Она непроизвольно вздрогнула и увидела, как нахмурилось его только что улыбавшееся лицо.
— Марсель, вчера вечером он так же прикоснулся ко мне. Я его боюсь.
Он нахмурился еще сильнее.
— Блейк? Снова Блейк?
— Ох, извините, — с улыбкой сказала она. — Я такая глупая. Просто когда я увидела его в кабинете у генерала Валери, у меня возникло ощущение, что он меня ненавидит, что он убил бы меня, будь его воля. Но разве можно его винить? Ведь у него на глазах разрушили все его планы. А теперь он приглашает меня прогуляться и прикасается ко мне, как будто ничего неприятного между нами не произошло. Вчера вечером он сказал, что хотел бы… Ладно, мне не хочется больше говорить о нем. — Нет, скажи, Жуана, — настаивал полковник. — Что он сказал?
— Что он хотел бы… поцеловать меня, — ответила она, умышленно сделав паузу перед последними словами, чтобы можно было предположить, будто было сказано нечто неприличное. — Думаю, я умерла бы, если бы он ко мне прикоснулся.
— Нет уж, скорее он сам умрет. От моей руки, — сказал он, глядя на нее горящими глазами. — Я его посажу в камеру. Немедленно. Его поведение просто невыносимо.
— Не надо! — Она схватилась за его рукав. — Он дал слово чести, Марсель. Вас ведь тоже обязывает обращаться с ним любезно и не ограничивать его свободу, если он не нарушает своего обещания. А он ничего такого не сделал… пока.
— Если он хоть пальцем тронет вас…
— Я скажу вам, если он станет неуправляемым. Но думаю, что такого не случится. Он все-таки джен… Нет, и джентльменом он не является, не так ли? — Она улыбнулась. — Ничего не случится, Марсель. Забудьте о том, что я вам по глупости наговорила, — попросила она, прикоснувшись к его руке.
Планируемый разговор она завела значительно раньше. Но ей пришлось в срочном порядке придумывать объяснение дрожи, которую она не смогла сдержать, когда полковник прикоснулся к ее щеке. Матильда продолжала ворчать и категорически отказывалась бросать свою хозяйку на произвол судьбы. Придется ее уговорить выехать завтра. Жуане оставалось надеяться, что она без труда найдет Дуарте и что он сможет выполнить почти невыполнимую задачу, которую она на него возложила.
Она даст ему три недели. И отправит последнее послание с Матильдой. Три недели. Слишком долго. Ей хотелось начать действовать немедленно. И хотелось, чтобы все завершилось за несколько дней. Но возможно, ему потребуется все подготовить. Не следует торопить, потому что операция, судя по всему, будет очень трудной. Придется дать ему три недели.

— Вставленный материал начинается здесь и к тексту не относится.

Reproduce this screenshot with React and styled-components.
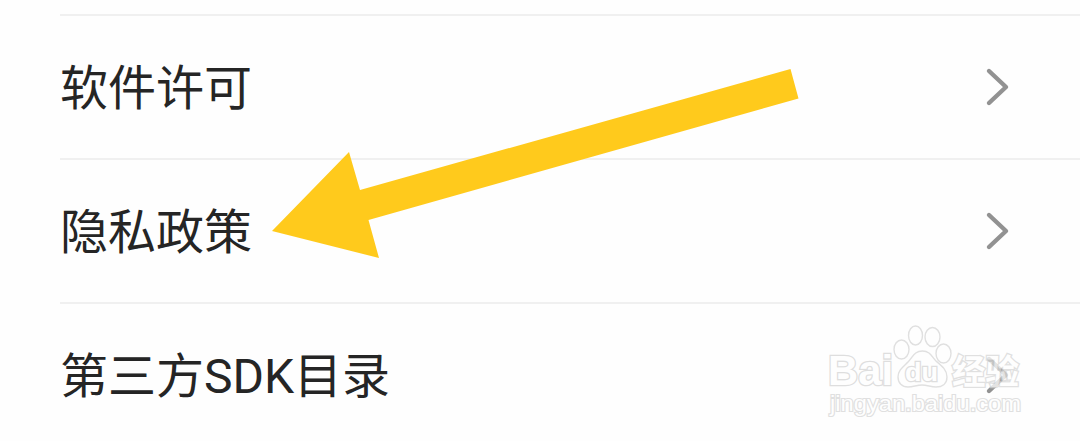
import React from 'react'
import styled, { createGlobalStyle } from 'styled-components'

const items = ['软件许可', '隐私政策', '第三方SDK目录']

const App = () => {
    return (
        <Page>
            <GlobalStyle />
            <List>
                {items.map(item => (
                    <Row key={item}>
                        <Label>{item}</Label>
                        <Chevron />
                    </Row>
                ))}
            </List>
            <Arrow />
            <Watermark />
        </Page>
    )
}

const Chevron = () => (
    <ChevronIcon viewBox="0 0 26 40">
        <path d="M5 4 L22 20 L5 36" />
    </ChevronIcon>
)

const Arrow = () => (
    <Overlay viewBox="0 0 1080 441">
        <polygon
            fill="#ffca1c"
            points="272,231 349,152 360,190 790.5,69 798.5,98.5 368.5,220 379,258"
        />
    </Overlay>
)

const Watermark = () => (
    <Overlay viewBox="0 0 1080 441">
        <Mark>
            <MarkText x="828" y="385" fontSize="42" textLength="65" lengthAdjust="spacingAndGlyphs">Bai</MarkText>
            <ellipse cx="901.500" cy="349.500" rx="7.500" ry="9.500" />
            <ellipse cx="915.500" cy="335.500" rx="7" ry="9.500" />
            <ellipse cx="932.500" cy="337" rx="7.500" ry="9.500" />
            <ellipse cx="943.500" cy="353.500" rx="7.500" ry="9.500" />
            <path d="M922.500 351 C930 351 932 357 936 361 C942 366 947 370 947 377 C947 384 942 387 936 387 C931 387 927 385 922 385 C917 385 913 387 908 387 C902 387 898 383 898 377 C898 370 903 367 908 362 C913 357 914 351 922.500 351 Z" />
            <MarkText x="905" y="381" fontSize="26" textLength="33" lengthAdjust="spacingAndGlyphs">du</MarkText>
            <MarkText x="952" y="383.500" fontSize="34" textLength="67" lengthAdjust="spacingAndGlyphs" $faded>经验</MarkText>
            <SiteText x="830" y="411" fontSize="22" textLength="191" lengthAdjust="spacingAndGlyphs">jingyan.baidu.com</SiteText>
        </Mark>
    </Overlay>
)

const GlobalStyle = createGlobalStyle`
    body {
        margin: 0;
        background-color: #fefefe;
    }
`

const Page = styled.div`
    position: relative;
    width: 1080px;
    height: 441px;
    overflow: hidden;
    background-color: #fefefe;
`

const List = styled.div`
    display: flex;
    flex-direction: column;
    padding: 14px 0 0 60px;
`

const Row = styled.div`
    display: flex;
    align-items: center;
    justify-content: space-between;
    box-sizing: border-box;
    height: 144px;
    padding-right: 70px;
    border-top: 2px solid #f0f0f0;
`

const Label = styled.span`
    padding-top: 4px;
    font-family: Roboto, "Noto Sans CJK SC", sans-serif;
    font-size: 48px;
    line-height: 64px;
    color: #252525;
`

const ChevronIcon = styled.svg`
    width: 26px;
    height: 40px;
    fill: none;
    stroke: #929292;
    stroke-width: 4.4;
    stroke-linecap: round;
    stroke-linejoin: round;
`

const Overlay = styled.svg`
    position: absolute;
    top: 0;
    left: 0;
    width: 1080px;
    height: 441px;
    pointer-events: none;
`

const Mark = styled.g`
    fill: #fefefe;
    stroke: #e0e0e0;
    stroke-width: 1.4;
`

/* outline goes under the fill so the glyphs stay white inside */
const MarkText = styled.text`
    font-family: "Liberation Sans", "Noto Sans CJK SC", sans-serif;
    font-weight: 700;
    paint-order: stroke;
    stroke-width: 2.6;
    opacity: ${props => props.$faded ? 0.75 : 1};
    stroke: ${props => props.$faded ? '#d6d6d6' : '#dedede'};
`

const SiteText = styled.text`
    font-family: "Liberation Sans", sans-serif;
    font-weight: 400;
    paint-order: stroke;
    stroke: #e0e0e0;
    stroke-width: 2.2;
`

export default App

— Не тревожься, Марсель, — сказала она и, взяв себя в руки, наклонилась к нему. — Для защиты у меня есть вы и десятки других офицеров, к которым я могу обратиться за помощью. Но прежде всего вы. Поговорив с вами, я словно тяжесть с души сняла.
— Жанна, — сказал он, не отрывая взгляда от ее губ, — вы знаете, что для вас я готов сделать все, что угодно.
— Правда, Марсель? — с улыбкой проговорила она и медленно провела по губам кончиком языка.
Ей показалось, что он ее поцелует, и она застыла в напряжении. Но он лишь поднес к губам ее руку.
— Когда-нибудь я докажу вам это.
Она окинула его мечтательным взглядом.